_Task to carry out_
Find and return each line containing "components".
------ Recorded information ------
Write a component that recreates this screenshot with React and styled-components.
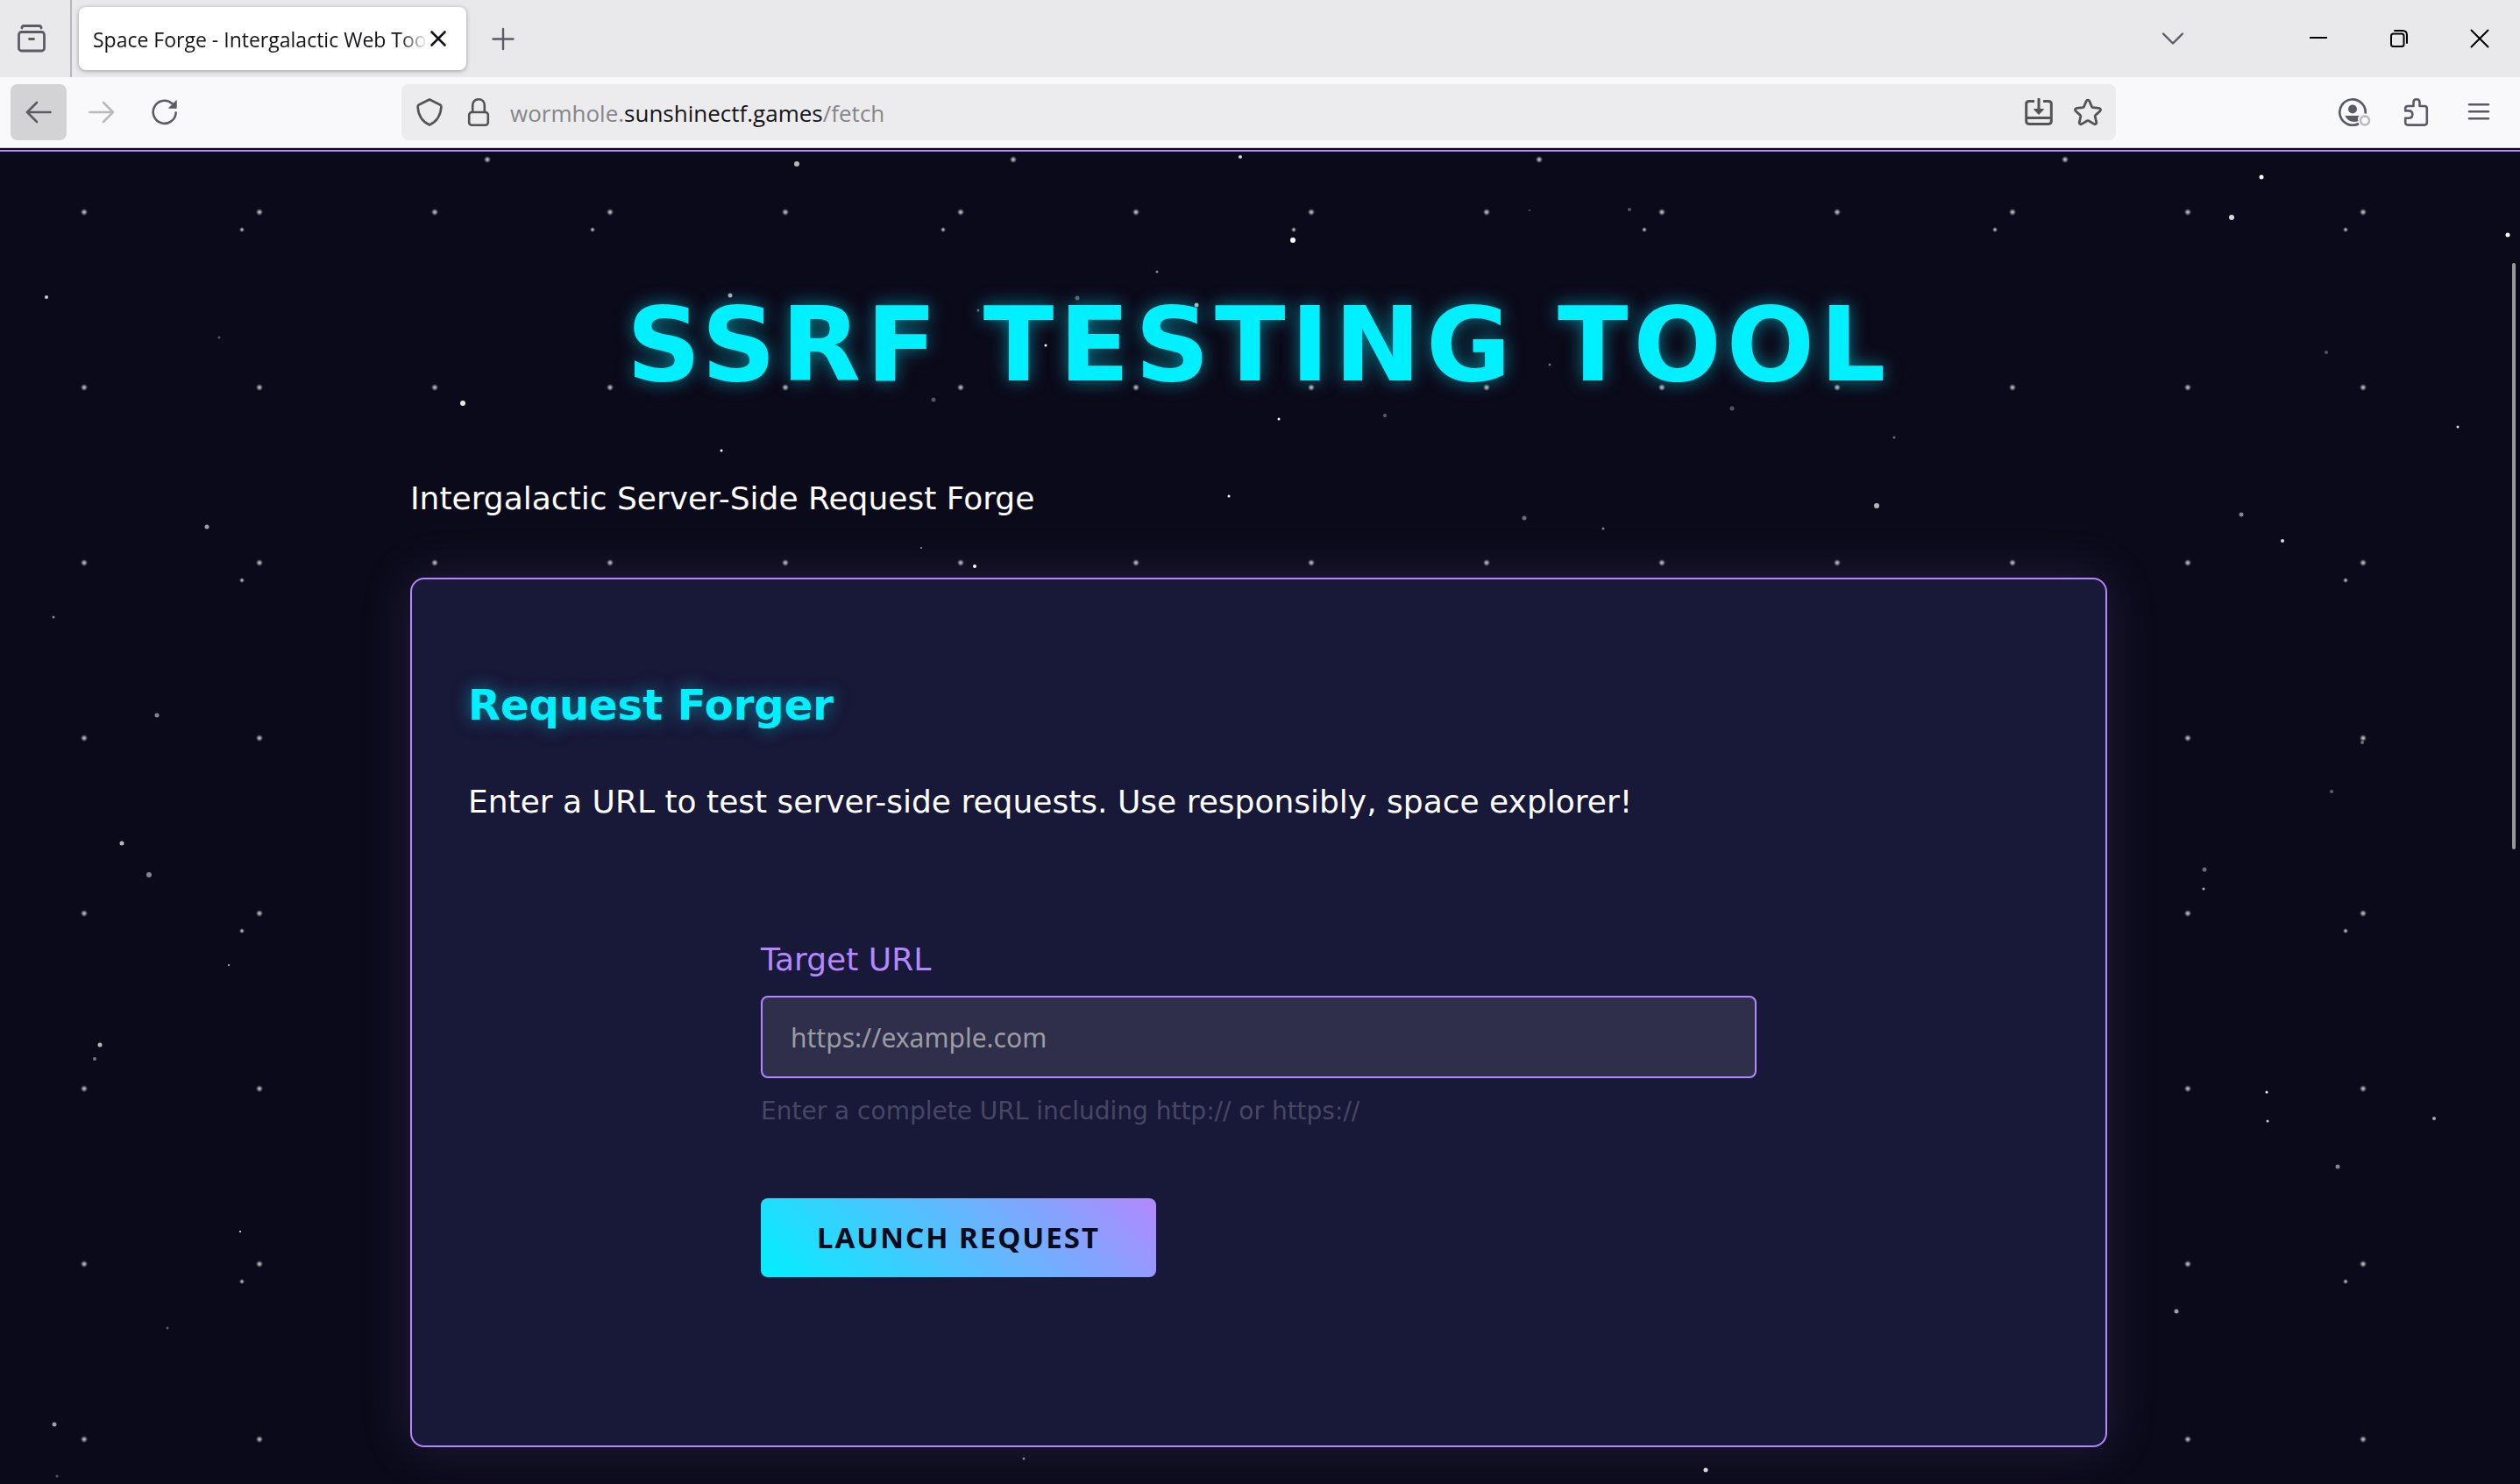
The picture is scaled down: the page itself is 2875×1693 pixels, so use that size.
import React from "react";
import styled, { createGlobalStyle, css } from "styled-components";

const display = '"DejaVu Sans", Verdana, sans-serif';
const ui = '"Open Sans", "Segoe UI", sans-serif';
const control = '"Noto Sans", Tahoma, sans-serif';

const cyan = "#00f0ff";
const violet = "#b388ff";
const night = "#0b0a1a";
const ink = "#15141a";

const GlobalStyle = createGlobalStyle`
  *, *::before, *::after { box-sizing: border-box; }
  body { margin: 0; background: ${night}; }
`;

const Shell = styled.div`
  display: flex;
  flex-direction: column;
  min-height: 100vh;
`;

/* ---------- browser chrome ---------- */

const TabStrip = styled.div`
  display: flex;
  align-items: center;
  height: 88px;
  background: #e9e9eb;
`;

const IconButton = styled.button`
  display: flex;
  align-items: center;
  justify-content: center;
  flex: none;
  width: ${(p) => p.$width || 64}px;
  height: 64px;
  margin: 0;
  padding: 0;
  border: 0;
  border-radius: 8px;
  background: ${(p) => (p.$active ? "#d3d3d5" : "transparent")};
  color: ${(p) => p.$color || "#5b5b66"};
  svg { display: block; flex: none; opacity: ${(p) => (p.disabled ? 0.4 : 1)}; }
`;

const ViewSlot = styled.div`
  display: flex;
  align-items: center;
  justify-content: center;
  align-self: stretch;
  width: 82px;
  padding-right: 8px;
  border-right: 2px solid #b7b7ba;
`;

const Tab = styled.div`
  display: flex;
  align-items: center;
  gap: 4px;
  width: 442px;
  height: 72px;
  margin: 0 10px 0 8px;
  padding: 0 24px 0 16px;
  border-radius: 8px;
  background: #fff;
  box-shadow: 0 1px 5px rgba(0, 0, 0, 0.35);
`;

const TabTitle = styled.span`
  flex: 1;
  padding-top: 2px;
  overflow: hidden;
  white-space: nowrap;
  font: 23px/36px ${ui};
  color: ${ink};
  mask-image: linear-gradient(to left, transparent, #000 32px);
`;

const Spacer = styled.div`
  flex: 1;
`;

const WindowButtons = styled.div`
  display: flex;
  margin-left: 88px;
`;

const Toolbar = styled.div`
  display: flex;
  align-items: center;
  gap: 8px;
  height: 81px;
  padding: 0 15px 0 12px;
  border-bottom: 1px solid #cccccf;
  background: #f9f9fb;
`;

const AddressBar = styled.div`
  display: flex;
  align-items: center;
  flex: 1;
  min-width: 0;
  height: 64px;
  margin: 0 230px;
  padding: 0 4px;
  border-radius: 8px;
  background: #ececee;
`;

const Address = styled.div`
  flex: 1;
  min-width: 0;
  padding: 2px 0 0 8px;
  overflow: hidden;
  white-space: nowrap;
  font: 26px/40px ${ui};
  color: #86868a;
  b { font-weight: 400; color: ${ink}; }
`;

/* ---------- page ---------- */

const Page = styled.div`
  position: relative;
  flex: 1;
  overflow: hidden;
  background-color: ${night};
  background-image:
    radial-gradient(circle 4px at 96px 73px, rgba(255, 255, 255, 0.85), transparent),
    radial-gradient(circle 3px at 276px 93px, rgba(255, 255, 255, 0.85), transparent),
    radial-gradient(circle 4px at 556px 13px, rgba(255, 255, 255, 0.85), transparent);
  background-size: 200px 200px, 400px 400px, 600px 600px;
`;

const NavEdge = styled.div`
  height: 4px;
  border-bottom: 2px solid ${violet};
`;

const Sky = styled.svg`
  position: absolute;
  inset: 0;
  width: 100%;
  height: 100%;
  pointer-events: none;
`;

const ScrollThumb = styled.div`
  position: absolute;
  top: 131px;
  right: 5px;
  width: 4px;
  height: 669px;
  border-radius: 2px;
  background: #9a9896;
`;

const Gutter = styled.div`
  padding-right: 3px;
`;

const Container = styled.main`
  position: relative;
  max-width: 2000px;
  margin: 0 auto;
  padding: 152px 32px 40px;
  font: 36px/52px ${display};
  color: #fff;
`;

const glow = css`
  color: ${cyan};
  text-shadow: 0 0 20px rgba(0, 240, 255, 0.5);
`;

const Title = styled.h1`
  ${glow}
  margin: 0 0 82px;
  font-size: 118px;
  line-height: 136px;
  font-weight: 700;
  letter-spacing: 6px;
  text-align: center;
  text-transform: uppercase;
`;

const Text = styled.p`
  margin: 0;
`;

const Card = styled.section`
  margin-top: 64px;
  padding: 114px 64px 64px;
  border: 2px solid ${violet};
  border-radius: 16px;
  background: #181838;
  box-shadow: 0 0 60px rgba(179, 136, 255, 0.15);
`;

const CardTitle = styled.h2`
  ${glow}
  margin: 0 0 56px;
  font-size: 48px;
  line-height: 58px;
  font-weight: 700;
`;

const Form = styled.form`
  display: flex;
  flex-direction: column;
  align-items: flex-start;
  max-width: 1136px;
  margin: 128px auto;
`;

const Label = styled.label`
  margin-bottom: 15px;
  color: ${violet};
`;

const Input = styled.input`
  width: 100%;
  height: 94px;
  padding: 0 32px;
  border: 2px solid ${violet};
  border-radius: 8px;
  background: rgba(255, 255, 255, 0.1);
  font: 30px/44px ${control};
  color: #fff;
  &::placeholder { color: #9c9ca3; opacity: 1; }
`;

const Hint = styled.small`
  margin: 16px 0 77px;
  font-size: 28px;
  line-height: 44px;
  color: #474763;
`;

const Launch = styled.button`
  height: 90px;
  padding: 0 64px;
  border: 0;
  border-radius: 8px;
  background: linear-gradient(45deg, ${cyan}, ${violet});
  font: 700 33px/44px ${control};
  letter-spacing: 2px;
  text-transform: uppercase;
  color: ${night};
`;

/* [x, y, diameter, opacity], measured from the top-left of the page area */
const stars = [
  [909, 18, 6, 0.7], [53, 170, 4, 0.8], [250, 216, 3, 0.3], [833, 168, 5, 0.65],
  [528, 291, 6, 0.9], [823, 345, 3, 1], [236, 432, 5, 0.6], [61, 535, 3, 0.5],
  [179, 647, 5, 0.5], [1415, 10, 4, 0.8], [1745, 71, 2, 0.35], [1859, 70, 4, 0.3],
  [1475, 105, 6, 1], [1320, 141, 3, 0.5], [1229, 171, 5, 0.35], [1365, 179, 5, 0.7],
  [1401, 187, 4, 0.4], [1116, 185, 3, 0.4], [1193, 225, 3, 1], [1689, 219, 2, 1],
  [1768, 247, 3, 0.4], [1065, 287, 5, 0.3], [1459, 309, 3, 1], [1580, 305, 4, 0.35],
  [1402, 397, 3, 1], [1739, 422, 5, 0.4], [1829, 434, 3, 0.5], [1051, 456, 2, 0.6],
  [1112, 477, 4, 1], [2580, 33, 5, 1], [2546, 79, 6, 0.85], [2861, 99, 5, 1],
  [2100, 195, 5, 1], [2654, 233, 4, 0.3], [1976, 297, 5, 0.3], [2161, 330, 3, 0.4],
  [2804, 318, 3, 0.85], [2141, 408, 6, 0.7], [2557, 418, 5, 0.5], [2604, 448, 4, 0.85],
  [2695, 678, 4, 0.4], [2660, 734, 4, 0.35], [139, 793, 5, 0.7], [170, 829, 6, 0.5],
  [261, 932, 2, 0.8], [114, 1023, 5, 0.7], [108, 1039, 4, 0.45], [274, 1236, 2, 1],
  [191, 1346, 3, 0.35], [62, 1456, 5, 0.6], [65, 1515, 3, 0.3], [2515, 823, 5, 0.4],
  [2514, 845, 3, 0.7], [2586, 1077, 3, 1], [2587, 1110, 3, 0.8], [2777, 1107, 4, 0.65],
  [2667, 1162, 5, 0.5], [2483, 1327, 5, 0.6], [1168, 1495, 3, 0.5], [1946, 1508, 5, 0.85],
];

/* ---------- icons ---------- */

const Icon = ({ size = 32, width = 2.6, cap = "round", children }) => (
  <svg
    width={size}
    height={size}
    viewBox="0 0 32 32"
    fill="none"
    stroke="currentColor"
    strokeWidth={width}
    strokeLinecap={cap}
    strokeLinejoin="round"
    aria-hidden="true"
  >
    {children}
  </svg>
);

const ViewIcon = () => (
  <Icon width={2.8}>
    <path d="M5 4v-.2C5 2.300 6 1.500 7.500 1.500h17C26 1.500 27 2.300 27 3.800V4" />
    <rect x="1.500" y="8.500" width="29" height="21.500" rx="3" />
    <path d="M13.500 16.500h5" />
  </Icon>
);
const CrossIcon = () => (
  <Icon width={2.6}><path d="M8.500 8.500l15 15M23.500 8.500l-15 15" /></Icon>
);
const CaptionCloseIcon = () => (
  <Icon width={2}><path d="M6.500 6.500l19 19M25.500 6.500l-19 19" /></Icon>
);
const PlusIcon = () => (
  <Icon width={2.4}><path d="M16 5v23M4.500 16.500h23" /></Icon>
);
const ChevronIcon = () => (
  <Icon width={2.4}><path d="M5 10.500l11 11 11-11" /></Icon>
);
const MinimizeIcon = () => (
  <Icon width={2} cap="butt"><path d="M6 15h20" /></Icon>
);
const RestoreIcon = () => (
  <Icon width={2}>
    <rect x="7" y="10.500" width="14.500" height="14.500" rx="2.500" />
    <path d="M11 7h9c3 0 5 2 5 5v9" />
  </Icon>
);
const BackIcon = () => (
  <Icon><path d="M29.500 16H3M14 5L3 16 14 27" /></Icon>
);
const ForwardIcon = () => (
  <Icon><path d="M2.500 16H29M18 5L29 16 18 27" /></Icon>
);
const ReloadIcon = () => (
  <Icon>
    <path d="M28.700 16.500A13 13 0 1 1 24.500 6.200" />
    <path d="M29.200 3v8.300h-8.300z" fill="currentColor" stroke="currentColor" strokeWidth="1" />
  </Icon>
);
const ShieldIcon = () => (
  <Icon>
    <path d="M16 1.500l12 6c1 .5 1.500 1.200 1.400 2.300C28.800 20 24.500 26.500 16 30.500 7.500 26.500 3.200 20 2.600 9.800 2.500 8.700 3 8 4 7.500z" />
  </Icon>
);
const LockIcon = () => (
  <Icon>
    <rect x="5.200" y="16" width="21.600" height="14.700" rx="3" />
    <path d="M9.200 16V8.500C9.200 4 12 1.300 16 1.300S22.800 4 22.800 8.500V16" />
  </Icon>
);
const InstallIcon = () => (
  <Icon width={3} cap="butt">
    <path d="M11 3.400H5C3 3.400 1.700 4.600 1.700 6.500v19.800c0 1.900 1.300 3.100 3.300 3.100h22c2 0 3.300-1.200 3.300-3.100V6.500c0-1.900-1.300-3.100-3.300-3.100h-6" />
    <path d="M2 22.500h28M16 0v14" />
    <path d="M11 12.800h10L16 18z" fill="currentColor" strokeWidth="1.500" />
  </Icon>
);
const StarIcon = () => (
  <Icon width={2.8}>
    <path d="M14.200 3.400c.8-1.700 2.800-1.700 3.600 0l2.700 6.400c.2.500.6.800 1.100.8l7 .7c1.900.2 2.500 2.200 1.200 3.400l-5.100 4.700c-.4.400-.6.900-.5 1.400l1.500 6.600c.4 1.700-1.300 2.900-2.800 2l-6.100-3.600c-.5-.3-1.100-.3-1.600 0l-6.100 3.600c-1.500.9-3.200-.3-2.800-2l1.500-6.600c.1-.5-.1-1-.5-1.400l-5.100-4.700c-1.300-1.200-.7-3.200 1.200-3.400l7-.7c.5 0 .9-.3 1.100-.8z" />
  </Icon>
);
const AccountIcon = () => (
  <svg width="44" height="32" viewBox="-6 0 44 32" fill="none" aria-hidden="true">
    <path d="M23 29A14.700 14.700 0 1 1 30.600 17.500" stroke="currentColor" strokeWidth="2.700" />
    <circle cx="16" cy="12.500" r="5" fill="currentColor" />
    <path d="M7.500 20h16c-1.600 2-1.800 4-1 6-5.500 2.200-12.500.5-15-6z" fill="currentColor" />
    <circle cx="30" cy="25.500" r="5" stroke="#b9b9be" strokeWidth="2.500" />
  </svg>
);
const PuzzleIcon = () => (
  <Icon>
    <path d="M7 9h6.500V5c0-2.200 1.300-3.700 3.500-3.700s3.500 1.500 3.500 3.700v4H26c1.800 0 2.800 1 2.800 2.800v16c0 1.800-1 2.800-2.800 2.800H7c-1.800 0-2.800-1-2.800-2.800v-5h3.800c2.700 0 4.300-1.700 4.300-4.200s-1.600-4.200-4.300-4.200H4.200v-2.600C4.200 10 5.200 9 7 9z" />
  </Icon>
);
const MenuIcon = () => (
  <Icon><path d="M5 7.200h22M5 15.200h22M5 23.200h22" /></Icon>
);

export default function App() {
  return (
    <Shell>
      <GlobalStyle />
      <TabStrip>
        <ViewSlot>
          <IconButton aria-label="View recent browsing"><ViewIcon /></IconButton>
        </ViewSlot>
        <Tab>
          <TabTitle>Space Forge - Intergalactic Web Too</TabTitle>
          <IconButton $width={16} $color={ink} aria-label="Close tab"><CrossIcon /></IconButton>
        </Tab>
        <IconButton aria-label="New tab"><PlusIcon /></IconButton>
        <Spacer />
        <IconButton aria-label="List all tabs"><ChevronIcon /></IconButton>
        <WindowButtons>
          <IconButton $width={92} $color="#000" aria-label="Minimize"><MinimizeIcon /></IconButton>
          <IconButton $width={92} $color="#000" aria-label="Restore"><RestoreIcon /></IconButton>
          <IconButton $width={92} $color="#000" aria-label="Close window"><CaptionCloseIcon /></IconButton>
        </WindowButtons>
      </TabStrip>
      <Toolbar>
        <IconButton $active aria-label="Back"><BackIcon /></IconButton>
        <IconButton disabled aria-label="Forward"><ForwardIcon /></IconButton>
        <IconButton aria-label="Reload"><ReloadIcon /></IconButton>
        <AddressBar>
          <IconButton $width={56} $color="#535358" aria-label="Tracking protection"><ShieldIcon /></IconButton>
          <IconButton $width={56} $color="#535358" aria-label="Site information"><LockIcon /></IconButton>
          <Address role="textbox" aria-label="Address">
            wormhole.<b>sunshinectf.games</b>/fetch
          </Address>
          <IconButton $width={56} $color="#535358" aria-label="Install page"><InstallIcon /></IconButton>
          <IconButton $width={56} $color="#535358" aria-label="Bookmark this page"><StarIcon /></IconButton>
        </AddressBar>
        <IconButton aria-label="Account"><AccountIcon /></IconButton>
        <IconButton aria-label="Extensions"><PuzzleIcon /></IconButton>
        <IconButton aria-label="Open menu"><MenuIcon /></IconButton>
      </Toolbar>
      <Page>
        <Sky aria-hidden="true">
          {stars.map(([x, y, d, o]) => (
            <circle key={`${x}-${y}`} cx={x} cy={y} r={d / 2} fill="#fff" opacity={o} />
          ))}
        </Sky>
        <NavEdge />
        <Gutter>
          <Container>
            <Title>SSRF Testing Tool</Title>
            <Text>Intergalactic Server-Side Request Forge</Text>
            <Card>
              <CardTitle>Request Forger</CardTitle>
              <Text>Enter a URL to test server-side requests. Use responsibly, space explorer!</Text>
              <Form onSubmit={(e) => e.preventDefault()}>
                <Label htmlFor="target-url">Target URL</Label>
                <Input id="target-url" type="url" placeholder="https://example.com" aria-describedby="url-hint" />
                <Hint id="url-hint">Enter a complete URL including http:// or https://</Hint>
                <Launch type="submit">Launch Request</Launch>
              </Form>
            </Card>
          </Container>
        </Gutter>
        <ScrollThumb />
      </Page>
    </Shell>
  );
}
------
_Answer_
Write a component that recreates this screenshot with React and styled-components.
import styled, { createGlobalStyle, css } from "styled-components";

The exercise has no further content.